Brainstorming is a very powerful method for generating lots of ideas very quickly about almost any problem or issue that needs an innovative or creative solution. However, brainstorming is also a very fragile process. It is intended to be a very free flowing non-judgmental exchange and list generator that sparks everyone’s creative fires but at times that is very difficult to achieve in an organized public meeting.

There are lots of distractions in most meeting situations. What another person says more often than not funnels down everyone else’s thinking rather than opening it up. There are almost always dominant and passive personalities in any given meeting situation. People who are normally afraid to speak in a meeting will often shut down completely during a brainstorming session. Only one person at a time can effectively speak in a group meeting and unfortunately that blocks other people from talking. The bigger the group, the bigger the blocking problem. Of course there is always someone in the group who will do and say whatever it takes to please the boss. Once that person speaks up others will be hard pressed to do anything but agree. We tend to think of groups as more effective than each individual but the power of social pressure and conformity is usually counter to the process of brainstorming. We may get a warm group feeling about the social exchange that goes on during a public brainstorming meeting but the reality is it usually stifles creativity.

To help overcome these problems a better method of brainstorming was created called brainwriting. As the name implies, you write out your ideas rather than speak them out. Extensive research and testing has shown that brainwriting generates 40 percent more creative ideas compared to traditional brainstorming. That is a huge increase.

The way it works is before the meeting starts blank forms are made that have the problem definition written at the top and a table below for listing ideas. You need at least one sheet of this form for every person that attends the meeting. There are a lot of different ways to come up with a form that makes sense for the problem you are dealing with but a common procedure is called brainwriting 6-3-5.

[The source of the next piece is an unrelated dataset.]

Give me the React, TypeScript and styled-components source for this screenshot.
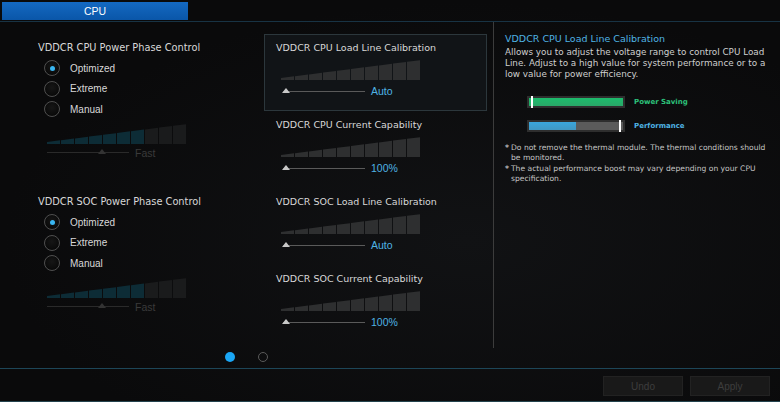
import * as React from 'react';
import styled, { createGlobalStyle } from 'styled-components';

const blue = '#4fb3e4';
const font = '"DejaVu Sans", Verdana, sans-serif';

const GlobalStyle = createGlobalStyle`
  html, body {
    margin: 0;
    padding: 0;
    background: #0a0a0b;
  }
  * {
    box-sizing: border-box;
  }
`;

const StyledRoot = styled.div`
  background: radial-gradient(ellipse at 60% 60%, #111214 0%, #0a0a0b 70%);
  color: #d8d8d8;
  display: flex;
  flex-direction: column;
  font-family: ${font};
  height: 402px;
  overflow: hidden;
  width: 780px;
`;

const TabBar = styled.div`
  border-bottom: 1px solid #183344;
  display: flex;
  height: 22px;
  padding: 2px 0 0 2px;
`;

const Tab = styled.div`
  align-items: center;
  background: linear-gradient(#1469c2, #0a56a8);
  color: #fff;
  display: flex;
  font-family: "Liberation Sans", Arial, sans-serif;
  font-size: 10.5px;
  height: 18px;
  justify-content: center;
  width: 186px;
`;

const Main = styled.div`
  align-items: flex-start;
  display: flex;
  height: 346px;
`;

const Content = styled.div`
  display: flex;
  flex-direction: column;
  width: 493px;
`;

const Columns = styled.div`
  display: flex;
  padding: 12px 0 0 38px;
`;

const LeftColumn = styled.div`
  display: flex;
  flex-direction: column;
  width: 226px;
`;

const MiddleColumn = styled.div`
  display: flex;
  flex-direction: column;
  width: 223px;
`;

const Group = styled.div`
  display: flex;
  flex-direction: column;
  height: 154px;
  padding-top: 8px;
`;

const Title = styled.div<{ $size?: number }>`
  font-size: ${(p) => p.$size ?? 9.5}px;
  line-height: 12px;
  white-space: nowrap;
`;

const RadioList = styled.div`
  display: flex;
  flex-direction: column;
  margin: 4px 0 0 6px;
`;

const RadioRow = styled.div`
  align-items: center;
  display: flex;
  font-family: "Liberation Sans", Arial, sans-serif;
  font-size: 10px;
  gap: 10px;
  height: 20.5px;
`;

const RadioCircle = styled.div<{ $checked?: boolean }>`
  align-items: center;
  background: radial-gradient(circle at 50% 40%, #161616, #050505);
  border: 1px solid #4f4f4f;
  border-radius: 50%;
  display: flex;
  height: 16px;
  justify-content: center;
  width: 16px;

  &::after {
    background: ${(p) => (p.$checked ? '#39b6f2' : 'transparent')};
    border-radius: 50%;
    content: '';
    height: 5px;
    width: 5px;
  }
`;

const Item = styled.div<{ $selected?: boolean }>`
  background: ${(p) => (p.$selected ? '#111417' : 'transparent')};
  border: 1px solid ${(p) => (p.$selected ? '#2c373c' : 'transparent')};
  display: flex;
  flex-direction: column;
  height: 77px;
  padding: 7px 0 0 11px;
`;

const BarsBox = styled.div<{ $indent: number; $gap: number }>`
  height: 20px;
  margin: ${(p) => p.$gap}px 0 0 ${(p) => p.$indent}px;
  width: 140px;
`;

const SliderRow = styled.div<{ $indent: number; $gap: number }>`
  align-items: center;
  display: flex;
  gap: 6px;
  height: 10px;
  margin: ${(p) => p.$gap}px 0 0 ${(p) => p.$indent}px;
`;

const Track = styled.div<{ $dim?: boolean }>`
  background: ${(p) => (p.$dim ? '#2a2a2a' : '#5a5a5a')};
  height: 1px;
  position: relative;
  width: 82px;
`;

const Thumb = styled.div<{ $dim?: boolean; $at: number }>`
  border-bottom: 5px solid ${(p) => (p.$dim ? '#333' : '#c8c8c8')};
  border-left: 4px solid transparent;
  border-right: 4px solid transparent;
  height: 0;
  left: ${(p) => p.$at}px;
  position: absolute;
  top: -3px;
  width: 0;
`;

const SliderValue = styled.span<{ $dim?: boolean }>`
  color: ${(p) => (p.$dim ? '#3a3a3a' : blue)};
  font-family: "Liberation Sans", Arial, sans-serif;
  font-size: 10.5px;
`;

const Pager = styled.div`
  display: flex;
  gap: 23px;
  padding: 10px 0 0 225px;
`;

const Dot = styled.div<{ $active?: boolean }>`
  background: ${(p) => (p.$active ? '#1aa6f5' : 'transparent')};
  border: ${(p) => (p.$active ? 'none' : '1.5px solid #5a5a5a')};
  border-radius: 50%;
  height: 10px;
  width: 10px;
`;

const InfoPanel = styled.div`
  border-left: 1px solid #3c3c3c;
  display: flex;
  flex-direction: column;
  height: 326px;
  padding: 11px 6px 0 11px;
  width: 287px;
`;

const InfoTitle = styled.div`
  color: ${blue};
  font-size: 9.5px;
  line-height: 12px;
`;

const InfoText = styled.div`
  color: #cfcfcf;
  font-size: 8.8px;
  line-height: 11px;
  margin-top: 2px;
`;

const Gauges = styled.div`
  display: flex;
  flex-direction: column;
  gap: 12px;
  margin: 16px 0 0 22px;
`;

const GaugeRow = styled.div`
  align-items: center;
  display: flex;
  gap: 9px;
`;

const GaugeFrame = styled.div`
  background: #5b5b5b;
  border: 2px solid #2e2e2e;
  display: flex;
  height: 12px;
  position: relative;
  width: 98px;
`;

const GaugeFill = styled.div<{ $color: string }>`
  background: linear-gradient(${(p) => p.$color}, ${(p) => p.$color}cc);
  height: 100%;
`;

const GaugeMarker = styled.div`
  background: #fff;
  height: 12px;
  position: absolute;
  top: -2px;
  width: 2px;
`;

const GaugeLabel = styled.span<{ $color: string }>`
  color: ${(p) => p.$color};
  font-size: 7px;
  font-weight: bold;
`;

const Notes = styled.div`
  display: flex;
  flex-direction: column;
  gap: 1px;
  margin-top: 11px;
`;

const Note = styled.div`
  color: #c4c4c4;
  display: flex;
  font-size: 7.6px;
  gap: 2px;
  line-height: 10px;
`;

const Star = styled.span`
  font-weight: bold;
`;

const Footer = styled.div`
  border-bottom: 1px solid #24434e;
  border-top: 1px solid #1d4658;
  display: flex;
  flex: 1;
  gap: 7px;
  justify-content: flex-end;
  padding: 7px 10px 0 0;
`;

const Button = styled.div`
  align-items: center;
  background: #191919;
  border: 1px solid #222;
  color: #3d3d3d;
  display: flex;
  font-family: "Liberation Sans", Arial, sans-serif;
  font-size: 10px;
  height: 20px;
  justify-content: center;
  width: 80px;
`;

const Bars = ({ dim = false, lit = 0 }: { dim?: boolean; lit?: number }) => {
  const segments = Array.from({ length: 10 }, (_, i) => {
    const x0 = i * 14;
    const x1 = x0 + 13;
    const top = (x: number) => 18 - (x / 140) * 18;
    const fill = dim ? (i < lit ? '#0d2c36' : '#1a1b1c') : '#2e2f30';
    return (
      <polygon
        key={i}
        points={`${x0},${top(x0)} ${x1},${top(x1)} ${x1},20 ${x0},20`}
        fill={fill}
      />
    );
  });
  return (
    <svg width="140" height="20" viewBox="0 0 140 20">
      {segments}
    </svg>
  );
};

const Slider = ({ dim = false, at, value, indent, gap }) => (
  <SliderRow $indent={indent} $gap={gap}>
    <Track $dim={dim}>
      <Thumb $dim={dim} $at={at} />
    </Track>
    <SliderValue $dim={dim}>{value}</SliderValue>
  </SliderRow>
);

const PhaseGroup = ({ title }) => (
  <Group>
    <Title $size={9.8}>{title}</Title>
    <RadioList>
      <RadioRow><RadioCircle $checked />Optimized</RadioRow>
      <RadioRow><RadioCircle />Extreme</RadioRow>
      <RadioRow><RadioCircle />Manual</RadioRow>
    </RadioList>
    <BarsBox $indent={9} $gap={4}>
      <Bars dim lit={7} />
    </BarsBox>
    <Slider dim at={51} value="Fast" indent={9} gap={4} />
  </Group>
);

const LevelItem = ({ title, value, selected = false }) => (
  <Item $selected={selected}>
    <Title>{title}</Title>
    <BarsBox $indent={5} $gap={6}>
      <Bars />
    </BarsBox>
    <Slider at={-1} value={value} indent={7} gap={6} />
  </Item>
);

const App = () => {
  return (
    <>
      <GlobalStyle />
      <StyledRoot>
        <TabBar>
          <Tab>CPU</Tab>
        </TabBar>
        <Main>
          <Content>
            <Columns>
              <LeftColumn>
                <PhaseGroup title="VDDCR CPU Power Phase Control" />
                <PhaseGroup title="VDDCR SOC Power Phase Control" />
              </LeftColumn>
              <MiddleColumn>
                <LevelItem selected title="VDDCR CPU Load Line Calibration" value="Auto" />
                <LevelItem title="VDDCR CPU Current Capability" value="100%" />
                <LevelItem title="VDDCR SOC Load Line Calibration" value="Auto" />
                <LevelItem title="VDDCR SOC Current Capability" value="100%" />
              </MiddleColumn>
            </Columns>
            <Pager>
              <Dot $active />
              <Dot />
            </Pager>
          </Content>
          <InfoPanel>
            <InfoTitle>VDDCR CPU Load Line Calibration</InfoTitle>
            <InfoText>
              Allows you to adjust the voltage range to control CPU Load Line. Adjust to a high
              value for system performance or to a low value for power efficiency.
            </InfoText>
            <Gauges>
              <GaugeRow>
                <GaugeFrame>
                  <GaugeFill $color="#1dbb6c" style={{ width: '100%' }} />
                  <GaugeMarker style={{ left: 2 }} />
                </GaugeFrame>
                <GaugeLabel $color="#2cc17a">Power Saving</GaugeLabel>
              </GaugeRow>
              <GaugeRow>
                <GaugeFrame>
                  <GaugeFill $color="#3aa6dc" style={{ width: '50%' }} />
                  <GaugeMarker style={{ left: 90 }} />
                </GaugeFrame>
                <GaugeLabel $color={blue}>Performance</GaugeLabel>
              </GaugeRow>
            </Gauges>
            <Notes>
              <Note>
                <Star>*</Star>
                <span>Do not remove the thermal module. The thermal conditions should be monitored.</span>
              </Note>
              <Note>
                <Star>*</Star>
                <span>The actual performance boost may vary depending on your CPU specification.</span>
              </Note>
            </Notes>
          </InfoPanel>
        </Main>
        <Footer>
          <Button>Undo</Button>
          <Button>Apply</Button>
        </Footer>
      </StyledRoot>
    </>
  );
};

export default App;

The 6-3-5 stands for 6 people, 3 ideas per person in 5 minutes. The table on the form is 3 columns wide with plenty of width for writing down the ideas. Number the columns idea 1, idea 2 and idea 3. Make the table 6 rows down the page for the 6 different people. When the meeting starts you divide the people up into groups of 6. Each person takes a sheet and takes 5 minutes to write out 3 ideas in the first row on the form to help solve the problem statement. Don’t put your name on the sheet. Then you exchange your sheet with someone else. Either give your sheet to the person on your right or put the six sheets in a pile in the middle of the table and randomly take one from the pile. Then take the next 5 minutes to add 3 more ideas to the next row on the new sheet. You can use the ideas that are already on the sheet to stimulate new ideas or create new ideas of your own, whichever works best for you. After doing this for 30 minutes you will have a total of 108 ideas from each group of 6 people.